WILTSHIRE Council has been left with a £3 million bill after it was forced to walk away from a £75 million government-funded road scheme that would have reduced traffic in Chippenham.

In 2019 it was awarded the grant by Homes England, the government’s housebuilding arm, from its Housing Infrastructure Fund for a southern and eastern distributor road around the town to support new homes being built.

Then leader Cllr Phillip Whitehead said at the time: “This essential investment will help provide a sustainable network fit for the 21st century and enable growth both in employment and housing in Chippenham.”

But last year the council, now under the leadership of Cllr Richard Clewer, dropped plans to build to the east and abandoned the eastern link road, despite one section already being built and another due to start when homes go up at Rawlings Green. A new traffic study completed in October showed the southern road would make congestion worse.

Last week Homes England told the council it would not support a scheme that only included a southern road and the council was forced to withdraw from the agreement. It has already spent £12 million on consultation and planning, £9 million of which Homes England agreed to cover.

Now the council will have to find the remaining £3 million, which it says will be covered by the sale of farmland it owns to the south of Pewsham for housebuilding. But first it will borrow another £500,000 to work up its development plans for development for the land in the south.

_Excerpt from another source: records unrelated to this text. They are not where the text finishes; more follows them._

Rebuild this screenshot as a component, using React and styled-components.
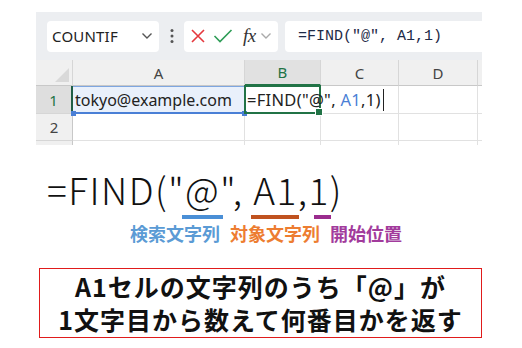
import styled, { createGlobalStyle } from "styled-components"

const GlobalStyle = createGlobalStyle`
    html, body {
        margin: 0;
        padding: 0;
        background: #fff;
    }
    body {
        width: 522px;
        height: 348px;
        overflow: hidden;
        font-family: "Noto Sans", "Noto Sans CJK JP", sans-serif;
    }
`

const COLS = [37, 172, 76, 78, 79, 4]

const Chevron = ({ color = "#555" }) => (
    <svg width="12" height="8" viewBox="0 0 12 8">
        <path d="M1.5 1.5 L6 6 L10.5 1.5" fill="none" stroke={color} strokeWidth="1.4" />
    </svg>
)

const App = () => {
    return (
        <Page>
            <GlobalStyle />
            <Sheet>
                <Toolbar>
                    <NameBox>
                        <span>COUNTIF</span>
                        <Chevron />
                    </NameBox>
                    <Dots>
                        <svg width="4" height="16" viewBox="0 0 4 16">
                            <circle cx="2" cy="2.5" r="1.5" fill="#555" />
                            <circle cx="2" cy="8" r="1.5" fill="#555" />
                            <circle cx="2" cy="13.5" r="1.5" fill="#555" />
                        </svg>
                    </Dots>
                    <FxBox>
                        <svg width="16" height="16" viewBox="0 0 16 16">
                            <path d="M2 2 L14 14 M14 2 L2 14" stroke="#e5383d" strokeWidth="1.6" fill="none" />
                        </svg>
                        <svg width="20" height="16" viewBox="0 0 20 16">
                            <path d="M1.5 8 L7 13.5 L18.5 2" stroke="#2e9d57" strokeWidth="1.6" fill="none" />
                        </svg>
                        <Fx>fx</Fx>
                        <Chevron color="#aaa" />
                    </FxBox>
                    <FormulaBar>=FIND("@", A1,1)</FormulaBar>
                </Toolbar>
                <Grid>
                    <Corner>
                        <svg width="14" height="14" viewBox="0 0 14 14">
                            <path d="M14 0 L14 14 L0 14 Z" fill="#d9d9d9" />
                        </svg>
                    </Corner>
                    <ColHead>A</ColHead>
                    <ColHead $active>B</ColHead>
                    <ColHead>C</ColHead>
                    <ColHead>D</ColHead>
                    <Edge $head />

                    <RowHead $active>1</RowHead>
                    <RefCell>tokyo@example.com</RefCell>
                    <ActiveCell>
                        <CellText>
                            {'=FIND("@", '}<Ref>A1</Ref>,1)
                        </CellText>
                        <Caret />
                    </ActiveCell>
                    <Cell />
                    <Cell />
                    <Edge />

                    <RowHead>2</RowHead>
                    <Cell />
                    <Cell />
                    <Cell />
                    <Cell />
                    <Edge />

                    <RowHead $short />
                    <Cell $short />
                    <Cell $short />
                    <Cell $short />
                    <Cell $short />
                    <Edge $short />
                </Grid>
            </Sheet>

            <Explain>
                <BigFormula>
                    =FIND("<Mark $color="#4a8fd6" $l={3} $r={-3}>@</Mark>",{" "}
                    <Mark $color="#c0521f" $l={2} $r={-1}>A1</Mark>,<Mark $color="#9a2c8e" $l={-5} $r={-1}>1</Mark>)
                </BigFormula>
                <Labels>
                    <Label $color="#5b9bd5">検索文字列</Label>
                    <Label $color="#ed7d31">対象文字列</Label>
                    <Label $color="#a23b9c">開始位置</Label>
                </Labels>
                <Note>
                    <NoteLine>A1セルの文字列のうち「@」が</NoteLine>
                    <NoteLine>1文字目から数えて何番目かを返す</NoteLine>
                </Note>
            </Explain>
        </Page>
    )
}

export default App

const Page = styled.div`
    width: 522px;
    height: 348px;
    padding: 12px 40px 0 36px;
    box-sizing: border-box;
`

const Sheet = styled.div`
    width: 446px;
    background: #fff;
`

const Toolbar = styled.div`
    height: 48px;
    background: #eceef1;
    display: flex;
    align-items: center;
    padding: 0 0 0 11px;
    box-sizing: border-box;
`

const Box = styled.div`
    height: 31px;
    background: #fff;
    border-radius: 4px;
    display: flex;
    align-items: center;
    box-sizing: border-box;
`

const NameBox = styled(Box)`
    width: 112px;
    padding: 0 6px 0 5px;
    justify-content: space-between;
    font-family: "Noto Sans", sans-serif;
    font-size: 15px;
    color: #222;
    letter-spacing: 0.2px;
`

const Dots = styled.div`
    width: 25px;
    display: flex;
    justify-content: center;
    align-items: center;
`

const FxBox = styled(Box)`
    width: 94px;
    padding: 0 6px 0 6px;
    gap: 7px;
`

const Fx = styled.span`
    font-family: "Liberation Serif", serif;
    font-style: italic;
    font-size: 19px;
    color: #333;
    margin-left: 3px;
    margin-right: -3px;
    letter-spacing: -0.5px;
`

const FormulaBar = styled(Box)`
    flex: 1;
    margin-left: 7px;
    border-radius: 4px 0 0 4px;
    padding-left: 13px;
    font-family: "Liberation Mono", "DejaVu Sans Mono", monospace;
    font-size: 15px;
    color: #1e2a47;
    white-space: pre;
`

const Grid = styled.div`
    display: grid;
    grid-template-columns: ${COLS.map((c) => c + "px").join(" ")};
    grid-template-rows: 26px 28px 27px 4px;
    font-family: "Noto Sans", "Noto Sans CJK JP", sans-serif;
`

const Corner = styled.div`
    background: #f0f0f0;
    border-right: 1px solid #d6d6d6;
    border-bottom: 1px solid #c8c8c8;
    display: flex;
    align-items: flex-end;
    justify-content: flex-end;
    padding: 0 3px 3px 0;
`

const ColHead = styled.div`
    background: ${(p) => (p.$active ? "#e1e1e1" : "#f0f0f0")};
    color: ${(p) => (p.$active ? "#217346" : "#444")};
    border-right: 1px solid #d6d6d6;
    border-bottom: ${(p) => (p.$active ? "2px solid #217346" : "1px solid #c8c8c8")};
    display: flex;
    align-items: center;
    justify-content: center;
    font-size: 15px;
`

const RowHead = styled.div`
    background: ${(p) => (p.$active ? "#dedede" : "#f0f0f0")};
    color: ${(p) => (p.$active ? "#217346" : "#444")};
    border-right: ${(p) => (p.$active ? "2px solid #1f5e45" : "1px solid #c8c8c8")};
    border-bottom: ${(p) => (p.$short ? "none" : "1px solid #d6d6d6")};
    display: flex;
    align-items: center;
    justify-content: center;
    font-size: 15px;
`

const Cell = styled.div`
    border-right: 1px solid #e1e1e1;
    border-bottom: ${(p) => (p.$short ? "none" : "1px solid #e1e1e1")};
`

const Edge = styled.div`
    background: ${(p) => (p.$head ? "#f0f0f0" : "#fff")};
    border-bottom: ${(p) => (p.$head ? "1px solid #c8c8c8" : p.$short ? "none" : "1px solid #e1e1e1")};
`

const RefCell = styled.div`
    position: relative;
    background: #e9f0fb;
    border-top: 1px solid #7ea6e0;
    border-bottom: 2px solid #4a7fd6;
    border-right: 1px solid #7ea6e0;
    display: flex;
    align-items: center;
    padding-left: 2px;
    font-size: 16px;
    color: #222;
    &::before, &::after {
        content: "";
        position: absolute;
        bottom: -4px;
        width: 5px;
        height: 5px;
        background: #4a7fd6;
    }
    &::before { left: -2px; }
    &::after { right: -3px; }
`

const ActiveCell = styled.div`
    position: relative;
    border: 2px solid #217346;
    margin: -1px 0 0 -1px;
    display: flex;
    align-items: center;
    padding-left: 1px;
    font-size: 16.5px;
    color: #222;
    z-index: 1;
    &::after {
        content: "";
        position: absolute;
        right: -4px;
        bottom: -4px;
        width: 6px;
        height: 6px;
        background: #217346;
        border: 1px solid #fff;
    }
`

const CellText = styled.span`
    white-space: pre;
    letter-spacing: 0.3px;
`

const Ref = styled.span`
    color: #4a7fd6;
`

const Caret = styled.span`
    flex: none;
    width: 1px;
    height: 22px;
    background: #222;
    margin-left: 2px;
`

const Explain = styled.div`
    display: flex;
    flex-direction: column;
`

const BigFormula = styled.div`
    margin-top: 22px;
    margin-left: 11px;
    font-family: "Noto Sans CJK JP", "Noto Sans", sans-serif;
    font-weight: 300;
    font-size: 37px;
    line-height: 44px;
    letter-spacing: 1.5px;
    color: #111;
    white-space: nowrap;
`

const Mark = styled.span`
    position: relative;
    &::after {
        content: "";
        position: absolute;
        left: ${(p) => -p.$l}px;
        right: ${(p) => p.$r}px;
        bottom: -3px;
        height: 4px;
        background: ${(p) => p.$color};
    }
`

const Labels = styled.div`
    display: flex;
    gap: 10px;
    margin-left: 94px;
    margin-top: 9px;
`

const Label = styled.span`
    font-family: "Noto Sans CJK JP", sans-serif;
    font-weight: 700;
    font-size: 18px;
    line-height: 26px;
    color: ${(p) => p.$color};
`

const Note = styled.div`
    margin-top: 22px;
    margin-left: 3px;
    width: 443px;
    height: 70px;
    box-sizing: border-box;
    border: 1.5px solid #e01b1b;
    display: flex;
    flex-direction: column;
    align-items: center;
    justify-content: center;
`

const NoteLine = styled.div`
    font-family: "Noto Sans CJK JP", sans-serif;
    font-weight: 700;
    font-size: 25px;
    line-height: 33px;
    color: #111;
    letter-spacing: 1px;
    white-space: nowrap;
`
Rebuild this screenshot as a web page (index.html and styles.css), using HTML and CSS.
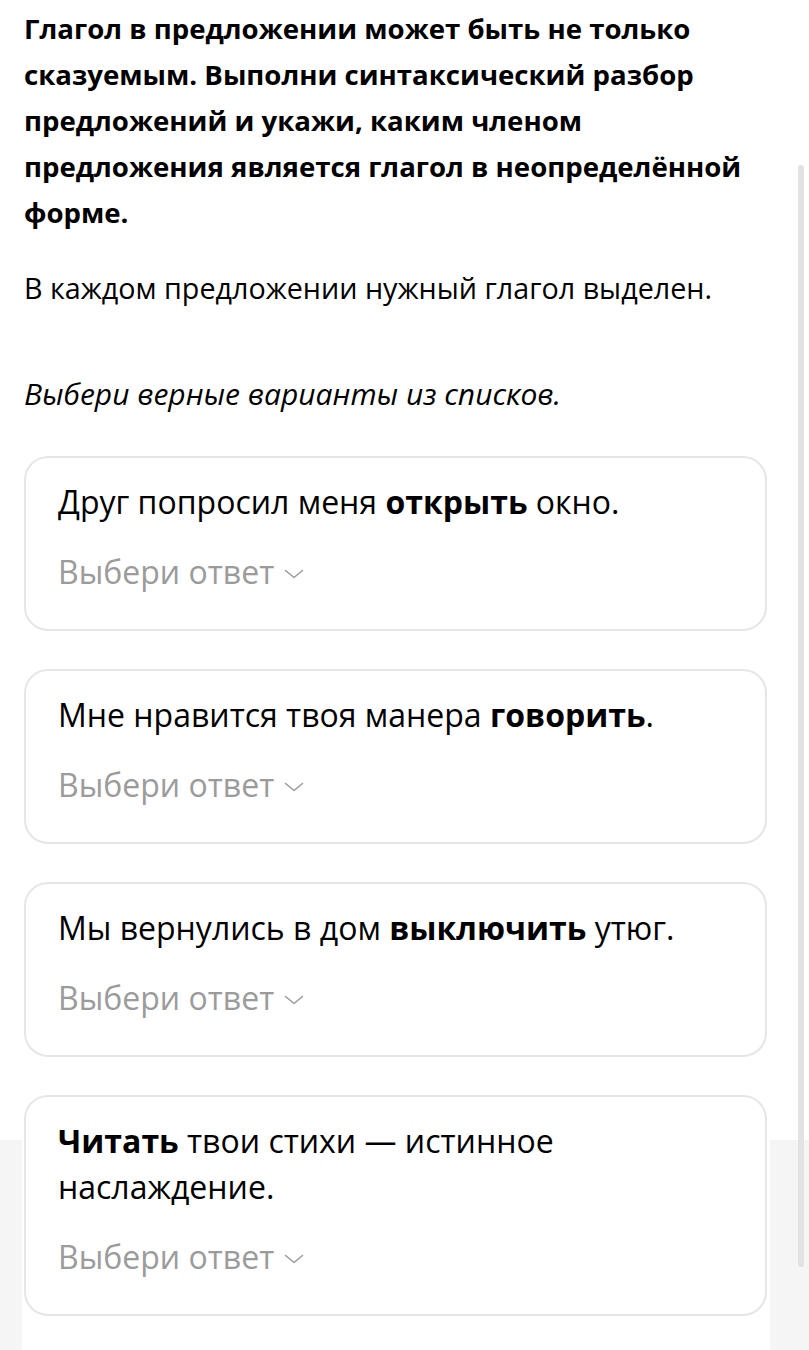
FILE: index.html
```html
<!DOCTYPE html>
<html lang="ru">
<head>
<meta charset="utf-8">
<title>Задание</title>
<link rel="stylesheet" href="styles.css">
</head>
<body>
<main class="task">
  <h1 class="task-title">Глагол в предложении может быть не только сказуемым. Выполни синтаксический разбор предложений и укажи, каким членом предложения является глагол в неопределённой форме.</h1>
  <p class="task-note">В каждом предложении нужный глагол выделен.</p>
  <p class="task-hint">Выбери верные варианты из списков.</p>

  <div class="cards">
    <section class="card">
      <p class="sentence">Друг попросил меня <b>открыть</b> окно.</p>
      <div class="select">Выбери ответ<svg class="chev" width="20" height="10" viewBox="0 0 20 10"><path d="M1.5 1.5 L10 8.5 L18.5 1.5" fill="none" stroke="#9b9b9b" stroke-width="1.6" stroke-linecap="round" stroke-linejoin="round"/></svg></div>
    </section>
    <section class="card">
      <p class="sentence">Мне нравится твоя манера <b>говорить</b>.</p>
      <div class="select">Выбери ответ<svg class="chev" width="20" height="10" viewBox="0 0 20 10"><path d="M1.5 1.5 L10 8.5 L18.5 1.5" fill="none" stroke="#9b9b9b" stroke-width="1.6" stroke-linecap="round" stroke-linejoin="round"/></svg></div>
    </section>
    <section class="card">
      <p class="sentence">Мы вернулись в дом <b>выключить</b> утюг.</p>
      <div class="select">Выбери ответ<svg class="chev" width="20" height="10" viewBox="0 0 20 10"><path d="M1.5 1.5 L10 8.5 L18.5 1.5" fill="none" stroke="#9b9b9b" stroke-width="1.6" stroke-linecap="round" stroke-linejoin="round"/></svg></div>
    </section>
    <section class="card">
      <p class="sentence"><b>Читать</b> твои стихи — истинное наслаждение.</p>
      <div class="select">Выбери ответ<svg class="chev" width="20" height="10" viewBox="0 0 20 10"><path d="M1.5 1.5 L10 8.5 L18.5 1.5" fill="none" stroke="#9b9b9b" stroke-width="1.6" stroke-linecap="round" stroke-linejoin="round"/></svg></div>
    </section>
  </div>
</main>
<div class="scrollbar"></div>
</body>
</html>
```
FILE: styles.css
```css
html, body {
  margin: 0;
  padding: 0;
}
body {
  width: 809px;
  height: 1350px;
  overflow: hidden;
  position: relative;
  font-family: "Open Sans", "Noto Sans", "DejaVu Sans", sans-serif;
  color: #000;
  background-color: #fff;
  background-image: linear-gradient(to right, #f5f5f5 0, #f5f5f5 22px, #fff 22px, #fff 770px, #f5f5f5 770px, #f5f5f5 100%);
  background-repeat: no-repeat;
  background-position: 0 1140px;
  background-size: 100% 210px;
}
.task {
  width: 746px;
  padding: 5px 0 0 24px;
}
.task-title {
  margin: 0;
  font-size: 27.6px;
  line-height: 46px;
  font-weight: 700;
}
.task-note {
  margin: 33px 0 0;
  font-size: 28.7px;
  line-height: 40px;
}
.task-hint {
  margin: 66px 0 0;
  font-size: 30px;
  line-height: 40px;
  font-style: italic;
}
.cards {
  margin: 42px 3px 0 0;
  display: flex;
  flex-direction: column;
  gap: 38px;
}
.card {
  border: 2px solid #e6e6e6;
  border-radius: 24px;
  background: #fff;
  padding: 21px 32px 34px 32px;
  display: flex;
  flex-direction: column;
  gap: 24px;
}
.sentence {
  margin: 0;
  font-size: 32px;
  line-height: 46px;
}
.sentence b {
  font-weight: 700;
}
.select {
  display: flex;
  align-items: center;
  font-size: 32px;
  line-height: 46px;
  color: #9b9b9b;
}
.chev {
  margin-left: 10px;
  margin-top: 4px;
}
.scrollbar {
  position: absolute;
  left: 798px;
  top: 165px;
  width: 6px;
  height: 1102px;
  border-radius: 3px;
  background: #e2e2e2;
}
```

Cllr Clewer said at a Cabinet meeting that in the face of the rejection it was better to walk away from the scheme rather than return to the original plan. He said the new roads would have cost more than the £75 million because of rising prices and that continuing would have exposed it financially. “It would place us under a strain that I am not comfortable placing the council in,” he said.

He was asked to apologise for wasting public money by Liberal Democrat leader Ian Thorn. “Here we have a local authority stepping into the world of development with little or no expertise, without the resources to do so, without the equipment to do the job,” he said.

“I do hope if you are not willing to apologise, will you accept that this isn’t an area, with the expertise and finance required, that the local authority should get into?”

Cllr Clewer said: “The work that has happened isn't wasted, it's work that is there that can be used as part of the southern section and we’re working with landowners there to bring that forward as a local plan allocation site.”

Responding to public questions from landowner Owen Inskip, Cllr Clewer denied the decision to drop plans to the east of the town was a political one to appease Conservative voters there. “Certainly this is not something that is being dealt with inside the realm of Conservative party politics,” he said.

Lowden and Rowden councillor Ross Henning said the council had “bit off more than it could chew” in taking on the scheme. “As somebody who has grown up and knows Chippenham, I know the only way to make it a better place is to puts its heart back and the way to do that is to take the traffic out of the town centre.”

He said he had always been in favour of an eastern road around the town for that reason and asked the Cllr Clewer: “When do you imagine that there will be some sort of relief road to the east of Chippenham?”

Cllr Clewer said would depend upon next year’s Local Plan Review.

After the meeting, Mr Inskip, a director of Chippenham Riverside which owns development land at New Leaze adjacent to Rawlings Green, said his lawyers had written to the council in October warning that if it removed the eastern road from its plans it risked losing the HIF funding and would end up wasting public money.

He added: “This is Conservative NIMBYism at its worst. In the face of powerful evidence to the contrary, not least the recent traffic modelling, I have repeatedly asked Cllr Clewer to explain why he believes developing to the south of Chippenham, supported by a Southern Link Road, is best for the town centre and the people of Chippenham.

“So far, he has refused to give a meaningful answer or even to consider the other reasonable alternative sites, despite the fact that one in particular, the east with an eastern link road, has many proven benefits in terms of connectivity with the town centre, sustainability and the alleviation of traffic congestion.”

The council’s vision of homes being built to the south of the town rather than the east will be tested at a Local Plan Review next year where it will have to convince an independent planning inspector its scheme makes better sense.